Furthermore we generally have to distinguish two big groups and religious systems: there are on the one hand the purely Fergiartan systems and gods and then those gods respectively systems, which were at home among the conquered or subjugated people. The gods of the "civilised" world (i.e. those realms and people of whom we already have written records, when the Fergiartu had not yet mastered the art of writing) are still known in their origins and often there are still written sources from Fergiartan times about their changes or their continuous further developments. In the case of subjugated people, who themselves only later came to wrtiting, we often wander in the dark about the origins or even the history of their gods and religion as such. Here we often have to rely on assumptions and archaeological findings.

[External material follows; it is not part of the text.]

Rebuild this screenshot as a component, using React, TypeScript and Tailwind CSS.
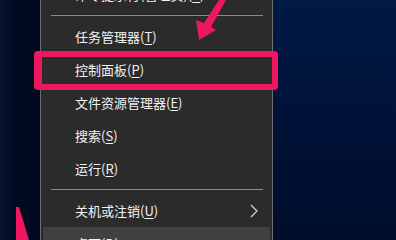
import React from "react";

const items = [
  { label: "任务管理器", key: "T" },
  { label: "控制面板", key: "P" },
  { label: "文件资源管理器", key: "E" },
  { label: "搜索", key: "S" },
  { label: "运行", key: "R" },
];

const MenuRow: React.FC<{ label: string; hotkey: string; arrow?: boolean; active?: boolean }> = ({
  label,
  hotkey,
  arrow,
  active,
}) => (
  <div
    className={`h-[33px] mx-[2px] flex items-center pl-[32px] pr-[10px] ${
      active ? "bg-[#414141]" : ""
    }`}
  >
    <span className="flex-1 whitespace-nowrap text-[13px] leading-none text-[#f2f2f2]">
      {label}(<u className="underline-offset-2">{hotkey}</u>)
    </span>
    {arrow && (
      <svg width="8" height="14" viewBox="0 0 8 14" className="mr-[2px]">
        <path d="M1 1 L7 7 L1 13" fill="none" stroke="#d8d8d8" strokeWidth="1.2" />
      </svg>
    )}
  </div>
);

const Separator = () => (
  <div className="py-[4px] pl-[10px] pr-[9px]">
    <div className="h-px bg-[#8a8a8a]" />
  </div>
);

const App: React.FC = () => {
  return (
    <div
      className="relative w-[396px] h-[240px] overflow-hidden flex bg-[#000c24]"
      style={{ fontFamily: '"Noto Sans CJK SC", "Microsoft YaHei", sans-serif' }}
    >
      {/* desktop strip left */}
      <div className="w-[40px] h-full bg-gradient-to-r from-[#07132e] via-[#000a20] to-[#000b22]" />

      {/* context menu */}
      <div className="w-[233px] h-full bg-[#2b2b2b] border-l border-r border-[#6e6e6e] overflow-hidden">
        <div className="-mt-[22px]">
          <MenuRow label="命令提示符(管理员)" hotkey="A" />
          <Separator />
          {items.map((it) => (
            <MenuRow key={it.key} label={it.label} hotkey={it.key} />
          ))}
          <Separator />
          <MenuRow label="关机或注销" hotkey="U" arrow />
          <MenuRow label="桌面" hotkey="D" active />
        </div>
      </div>

      {/* desktop right */}
      <div className="flex-1 h-full bg-gradient-to-b from-[#001a45] via-[#001238] to-[#000d2c]" />

      {/* highlight box */}
      <div className="absolute left-[34px] top-[51px] w-[244px] h-[39px] border-[6px] border-l-[8px] border-[#ef1760] rounded-[4px]" />

      {/* arrows */}
      <svg className="absolute left-0 top-0" width="396" height="240" viewBox="0 0 396 240">
        <polygon
          points="219,0 226,0 211,27 216,30 199,40 196,20 204,23"
          fill="#ef1760"
        />
        <polygon points="16,207 19,207 29,240 16,240" fill="#ef1760" />
      </svg>
    </div>
  );
};

export default App;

As a subgroup of  Fergiartan gods and systems we can also count the cults, which developed in the course of the Fergiartan history. Of course, fusions also happened here or something new ones developed from the meeting of two systems. But we want to exclude the two big new cults under the term "philosophical systems" here, the Kyârism and the Davânism (dualistic system) - whereby we have to treat the term "philosophical" with caution, since religions are mostly also partially philosophical in nature. In the Fergiartan written sources these cults are called the "Duya Nova", the new teachings.


II. The Fergiartan Gods

In a certain way there is only a rather exact (no certainly deciding) criterion which allows us to file the gods and religious systems under this category. And this is the time rspectively the length of the historical existence of the religious system. And according to this criterion the seven gods revered in Hakrivarg have to be assumed as the basic Fergiartan religious system. A problem with this assignment is the systematic unity of this system. After all, the first written sources from the Fergiartan area stem only from about one hundred years before the construction of the seven temples. They are for the most part administrative texts like trade registers and inventories, and not describing or analysing texts about cultural facts. The system of the seven temples and gods could easily be a system of the aborigines, grown over centuries, taken over by the conquerors. But the historical unity of the system, the  ignorance about pre-existing belief systems of this area, as well as the fact that the seven gods of Hakrivarg also played an important role in the time of Fergiartan dominance, provide us with enough justification to designate this system as originally Fergiartan in nature. Important in this connection is also, that already the temple of Ketorimis (built about fifty years before) was sacred to the principal god of the Hakrivarg pantheon, Eramma.
But the fact, that the earliest religious findings in the West are brought into connection with a god named Ohisa - and this god does not belong to the system of the seven gods - also shows how problematic such an assignment is. But more on this later.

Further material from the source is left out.